What to do. Without including any images, repeat the data exactly.

Dataset extract.
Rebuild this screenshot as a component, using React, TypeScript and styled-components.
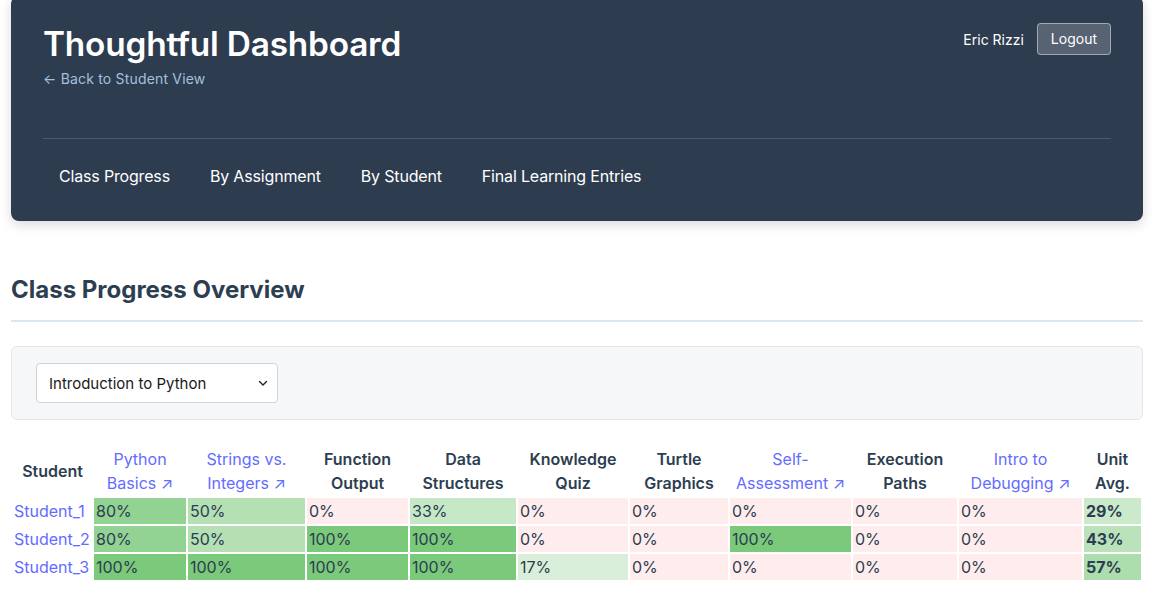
import React from "react";
import styled, { createGlobalStyle } from "styled-components";

const GlobalStyle = createGlobalStyle`
  html, body { margin: 0; padding: 0; background: #ffffff; }
  body { font-family: Inter, "Noto Sans", sans-serif; color: #2c3e50; -webkit-font-smoothing: antialiased; }
  * { box-sizing: border-box; }
`;

const Page = styled.div`
  padding: 0 15px 20px 11px;
`;

const HeaderCard = styled.header`
  margin-top: -4px;
  background: #2d3c4f;
  border-radius: 8px;
  box-shadow: 0 4px 12px rgba(0, 0, 0, 0.15);
  padding: 27px 32px 0;
  height: 225px;
  display: flex;
  flex-direction: column;
`;

const TopRow = styled.div`
  display: flex;
  justify-content: space-between;
  align-items: flex-start;
`;

const TitleBlock = styled.div`
  display: flex;
  flex-direction: column;
`;

const Title = styled.h1`
  margin: 1px 0 0;
  font-size: 33.4px;
  line-height: 40px;
  font-weight: 600;
  color: #ffffff;
  letter-spacing: -0.2px;
`;

const BackLink = styled.a`
  margin-top: 5px;
  font-size: 14px;
  line-height: 20px;
  letter-spacing: 0.18px;
  color: #a3c0df;
  text-decoration: none;
`;

const UserArea = styled.div`
  display: flex;
  align-items: center;
  gap: 13px;
`;

const UserName = styled.span`
  font-size: 14px;
  color: #ffffff;
`;

const LogoutButton = styled.button`
  font-family: inherit;
  font-size: 14px;
  line-height: 20px;
  height: 32px;
  padding: 0 13px;
  color: #ffffff;
  background: rgba(255, 255, 255, 0.2);
  border: 1px solid rgba(255, 255, 255, 0.45);
  border-radius: 4px;
`;

const Nav = styled.nav`
  margin-top: 49px;
  border-top: 1px solid rgba(255, 255, 255, 0.15);
  padding-top: 13px;
  display: flex;
  gap: 8px;
`;

const NavItem = styled.a`
  font-size: 16px;
  line-height: 24px;
  letter-spacing: -0.17px;
  padding: 12px 16px;
  color: #ffffff;
  text-decoration: none;
`;

const SectionTitle = styled.h2`
  margin: 54px 0 0;
  font-size: 24px;
  line-height: 29px;
  font-weight: 700;
  color: #2c3e50;
  padding-bottom: 16px;
  border-bottom: 2px solid #dde7f0;
`;

const FilterBox = styled.div`
  margin-top: 24px;
  background: #f6f7f9;
  border: 1px solid #e3e6ea;
  border-radius: 6px;
  padding: 16px 24px;
  display: flex;
`;

const SelectWrap = styled.div`
  position: relative;
  width: 242px;
`;

const Select = styled.select`
  appearance: none;
  -webkit-appearance: none;
  width: 100%;
  height: 40px;
  padding: 0 30px 0 12px;
  font-family: inherit;
  font-size: 15px;
  color: #1a1a1a;
  background: #ffffff;
  border: 1px solid #cfd4da;
  border-radius: 4px;
`;

const Chevron = styled.svg`
  position: absolute;
  right: 10px;
  top: 50%;
  margin-top: -5px;
  width: 10px;
  height: 10px;
  pointer-events: none;
`;

const Table = styled.table`
  margin-top: 24px;
  width: 100%;
  table-layout: fixed;
  border-collapse: separate;
  border-spacing: 2px;
  font-size: 16px;
  line-height: 24px;
`;

const HeadCell = styled.th<{ $link?: boolean }>`
  padding: 1px 0;
  text-align: center;
  vertical-align: middle;
  font-weight: ${(p) => (p.$link ? 400 : 600)};
  color: ${(p) => (p.$link ? "#646cff" : "#2c3e50")};
`;

const NameCell = styled.td`
  padding: 1px 1px;
  white-space: nowrap;
`;

const Link = styled.a`
  color: #646cff;
  text-decoration: none;
`;

const ScoreCell = styled.td<{ $bg: string; $bold?: boolean }>`
  padding: 1px 2px;
  background: ${(p) => p.$bg};
  color: #2c3e50;
  font-weight: ${(p) => (p.$bold ? 700 : 400)};
  white-space: nowrap;
`;

function scoreColor(p: number): string {
  if (p === 0) return "#ffeded";
  const dr = 19 + 1.13 * p;
  const dg = dr * 0.41;
  const r = Math.round(255 - dr);
  const g = Math.round(255 - dg);
  return `rgb(${r}, ${g}, ${r})`;
}

type Col = { label: React.ReactNode; link?: boolean; width: number };

const cols: Col[] = [
  { label: <>Python<br />Basics ↗</>, link: true, width: 92 },
  { label: <>Strings vs.<br />Integers ↗</>, link: true, width: 117 },
  { label: <>Function<br />Output</>, width: 101 },
  { label: <>Data<br />Structures</>, width: 106 },
  { label: <>Knowledge<br />Quiz</>, width: 110 },
  { label: <>Turtle<br />Graphics</>, width: 98 },
  { label: <>Self-<br />Assessment ↗</>, link: true, width: 121 },
  { label: <>Execution<br />Paths</>, width: 104 },
  { label: <>Intro to<br />Debugging ↗</>, link: true, width: 123 },
];

const rows: { name: string; scores: number[]; avg: number }[] = [
  { name: "Student_1", scores: [80, 50, 0, 33, 0, 0, 0, 0, 0], avg: 29 },
  { name: "Student_2", scores: [80, 50, 100, 100, 0, 0, 100, 0, 0], avg: 43 },
  { name: "Student_3", scores: [100, 100, 100, 100, 17, 0, 0, 0, 0], avg: 57 },
];

export default function App() {
  return (
    <>
      <GlobalStyle />
      <Page>
        <HeaderCard>
          <TopRow>
            <TitleBlock>
              <Title>Thoughtful Dashboard</Title>
              <BackLink href="#">← Back to Student View</BackLink>
            </TitleBlock>
            <UserArea>
              <UserName>Eric Rizzi</UserName>
              <LogoutButton>Logout</LogoutButton>
            </UserArea>
          </TopRow>
          <Nav>
            <NavItem href="#">Class Progress</NavItem>
            <NavItem href="#">By Assignment</NavItem>
            <NavItem href="#">By Student</NavItem>
            <NavItem href="#">Final Learning Entries</NavItem>
          </Nav>
        </HeaderCard>

        <SectionTitle>Class Progress Overview</SectionTitle>

        <FilterBox>
          <SelectWrap>
            <Select defaultValue="intro">
              <option value="intro">Introduction to Python</option>
            </Select>
            <Chevron viewBox="0 0 10 10">
              <path d="M1.5 3.5 L5 7 L8.5 3.5" fill="none" stroke="#222" strokeWidth="1.4" strokeLinecap="round" strokeLinejoin="round" />
            </Chevron>
          </SelectWrap>
        </FilterBox>

        <Table>
          <colgroup>
            <col style={{ width: 79 }} />
            {cols.map((c, i) => (
              <col key={i} style={{ width: c.width }} />
            ))}
            <col style={{ width: 57 }} />
          </colgroup>
          <thead>
            <tr>
              <HeadCell>Student</HeadCell>
              {cols.map((c, i) => (
                <HeadCell key={i} $link={c.link}>
                  {c.label}
                </HeadCell>
              ))}
              <HeadCell>
                Unit
                <br />
                Avg.
              </HeadCell>
            </tr>
          </thead>
          <tbody>
            {rows.map((r) => (
              <tr key={r.name}>
                <NameCell>
                  <Link href="#">{r.name}</Link>
                </NameCell>
                {r.scores.map((s, i) => (
                  <ScoreCell key={i} $bg={scoreColor(s)}>
                    {s}%
                  </ScoreCell>
                ))}
                <ScoreCell $bg={scoreColor(r.avg)} $bold>
                  {r.avg}%
                </ScoreCell>
              </tr>
            ))}
          </tbody>
        </Table>
      </Page>
    </>
  );
}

Result of the exercise.
Rebuild this screenshot as a component, using React, TypeScript and styled-components.
import React from "react";
import styled, { createGlobalStyle } from "styled-components";

const GlobalStyle = createGlobalStyle`
  html, body { margin: 0; padding: 0; background: #ffffff; }
  body { font-family: Inter, "Noto Sans", sans-serif; color: #2c3e50; -webkit-font-smoothing: antialiased; }
  * { box-sizing: border-box; }
`;

const Page = styled.div`
  padding: 0 15px 20px 11px;
`;

const HeaderCard = styled.header`
  margin-top: -4px;
  background: #2d3c4f;
  border-radius: 8px;
  box-shadow: 0 4px 12px rgba(0, 0, 0, 0.15);
  padding: 27px 32px 0;
  height: 225px;
  display: flex;
  flex-direction: column;
`;

const TopRow = styled.div`
  display: flex;
  justify-content: space-between;
  align-items: flex-start;
`;

const TitleBlock = styled.div`
  display: flex;
  flex-direction: column;
`;

const Title = styled.h1`
  margin: 1px 0 0;
  font-size: 33.4px;
  line-height: 40px;
  font-weight: 600;
  color: #ffffff;
  letter-spacing: -0.2px;
`;

const BackLink = styled.a`
  margin-top: 5px;
  font-size: 14px;
  line-height: 20px;
  letter-spacing: 0.18px;
  color: #a3c0df;
  text-decoration: none;
`;

const UserArea = styled.div`
  display: flex;
  align-items: center;
  gap: 13px;
`;

const UserName = styled.span`
  font-size: 14px;
  color: #ffffff;
`;

const LogoutButton = styled.button`
  font-family: inherit;
  font-size: 14px;
  line-height: 20px;
  height: 32px;
  padding: 0 13px;
  color: #ffffff;
  background: rgba(255, 255, 255, 0.2);
  border: 1px solid rgba(255, 255, 255, 0.45);
  border-radius: 4px;
`;

const Nav = styled.nav`
  margin-top: 49px;
  border-top: 1px solid rgba(255, 255, 255, 0.15);
  padding-top: 13px;
  display: flex;
  gap: 8px;
`;

const NavItem = styled.a`
  font-size: 16px;
  line-height: 24px;
  letter-spacing: -0.17px;
  padding: 12px 16px;
  color: #ffffff;
  text-decoration: none;
`;

const SectionTitle = styled.h2`
  margin: 54px 0 0;
  font-size: 24px;
  line-height: 29px;
  font-weight: 700;
  color: #2c3e50;
  padding-bottom: 16px;
  border-bottom: 2px solid #dde7f0;
`;

const FilterBox = styled.div`
  margin-top: 24px;
  background: #f6f7f9;
  border: 1px solid #e3e6ea;
  border-radius: 6px;
  padding: 16px 24px;
  display: flex;
`;

const SelectWrap = styled.div`
  position: relative;
  width: 242px;
`;

const Select = styled.select`
  appearance: none;
  -webkit-appearance: none;
  width: 100%;
  height: 40px;
  padding: 0 30px 0 12px;
  font-family: inherit;
  font-size: 15px;
  color: #1a1a1a;
  background: #ffffff;
  border: 1px solid #cfd4da;
  border-radius: 4px;
`;

const Chevron = styled.svg`
  position: absolute;
  right: 10px;
  top: 50%;
  margin-top: -5px;
  width: 10px;
  height: 10px;
  pointer-events: none;
`;

const Table = styled.table`
  margin-top: 24px;
  width: 100%;
  table-layout: fixed;
  border-collapse: separate;
  border-spacing: 2px;
  font-size: 16px;
  line-height: 24px;
`;

const HeadCell = styled.th<{ $link?: boolean }>`
  padding: 1px 0;
  text-align: center;
  vertical-align: middle;
  font-weight: ${(p) => (p.$link ? 400 : 600)};
  color: ${(p) => (p.$link ? "#646cff" : "#2c3e50")};
`;

const NameCell = styled.td`
  padding: 1px 1px;
  white-space: nowrap;
`;

const Link = styled.a`
  color: #646cff;
  text-decoration: none;
`;

const ScoreCell = styled.td<{ $bg: string; $bold?: boolean }>`
  padding: 1px 2px;
  background: ${(p) => p.$bg};
  color: #2c3e50;
  font-weight: ${(p) => (p.$bold ? 700 : 400)};
  white-space: nowrap;
`;

function scoreColor(p: number): string {
  if (p === 0) return "#ffeded";
  const dr = 19 + 1.13 * p;
  const dg = dr * 0.41;
  const r = Math.round(255 - dr);
  const g = Math.round(255 - dg);
  return `rgb(${r}, ${g}, ${r})`;
}

type Col = { label: React.ReactNode; link?: boolean; width: number };

const cols: Col[] = [
  { label: <>Python<br />Basics ↗</>, link: true, width: 92 },
  { label: <>Strings vs.<br />Integers ↗</>, link: true, width: 117 },
  { label: <>Function<br />Output</>, width: 101 },
  { label: <>Data<br />Structures</>, width: 106 },
  { label: <>Knowledge<br />Quiz</>, width: 110 },
  { label: <>Turtle<br />Graphics</>, width: 98 },
  { label: <>Self-<br />Assessment ↗</>, link: true, width: 121 },
  { label: <>Execution<br />Paths</>, width: 104 },
  { label: <>Intro to<br />Debugging ↗</>, link: true, width: 123 },
];

const rows: { name: string; scores: number[]; avg: number }[] = [
  { name: "Student_1", scores: [80, 50, 0, 33, 0, 0, 0, 0, 0], avg: 29 },
  { name: "Student_2", scores: [80, 50, 100, 100, 0, 0, 100, 0, 0], avg: 43 },
  { name: "Student_3", scores: [100, 100, 100, 100, 17, 0, 0, 0, 0], avg: 57 },
];

export default function App() {
  return (
    <>
      <GlobalStyle />
      <Page>
        <HeaderCard>
          <TopRow>
            <TitleBlock>
              <Title>Thoughtful Dashboard</Title>
              <BackLink href="#">← Back to Student View</BackLink>
            </TitleBlock>
            <UserArea>
              <UserName>Eric Rizzi</UserName>
              <LogoutButton>Logout</LogoutButton>
            </UserArea>
          </TopRow>
          <Nav>
            <NavItem href="#">Class Progress</NavItem>
            <NavItem href="#">By Assignment</NavItem>
            <NavItem href="#">By Student</NavItem>
            <NavItem href="#">Final Learning Entries</NavItem>
          </Nav>
        </HeaderCard>

        <SectionTitle>Class Progress Overview</SectionTitle>

        <FilterBox>
          <SelectWrap>
            <Select defaultValue="intro">
              <option value="intro">Introduction to Python</option>
            </Select>
            <Chevron viewBox="0 0 10 10">
              <path d="M1.5 3.5 L5 7 L8.5 3.5" fill="none" stroke="#222" strokeWidth="1.4" strokeLinecap="round" strokeLinejoin="round" />
            </Chevron>
          </SelectWrap>
        </FilterBox>

        <Table>
          <colgroup>
            <col style={{ width: 79 }} />
            {cols.map((c, i) => (
              <col key={i} style={{ width: c.width }} />
            ))}
            <col style={{ width: 57 }} />
          </colgroup>
          <thead>
            <tr>
              <HeadCell>Student</HeadCell>
              {cols.map((c, i) => (
                <HeadCell key={i} $link={c.link}>
                  {c.label}
                </HeadCell>
              ))}
              <HeadCell>
                Unit
                <br />
                Avg.
              </HeadCell>
            </tr>
          </thead>
          <tbody>
            {rows.map((r) => (
              <tr key={r.name}>
                <NameCell>
                  <Link href="#">{r.name}</Link>
                </NameCell>
                {r.scores.map((s, i) => (
                  <ScoreCell key={i} $bg={scoreColor(s)}>
                    {s}%
                  </ScoreCell>
                ))}
                <ScoreCell $bg={scoreColor(r.avg)} $bold>
                  {r.avg}%
                </ScoreCell>
              </tr>
            ))}
          </tbody>
        </Table>
      </Page>
    </>
  );
}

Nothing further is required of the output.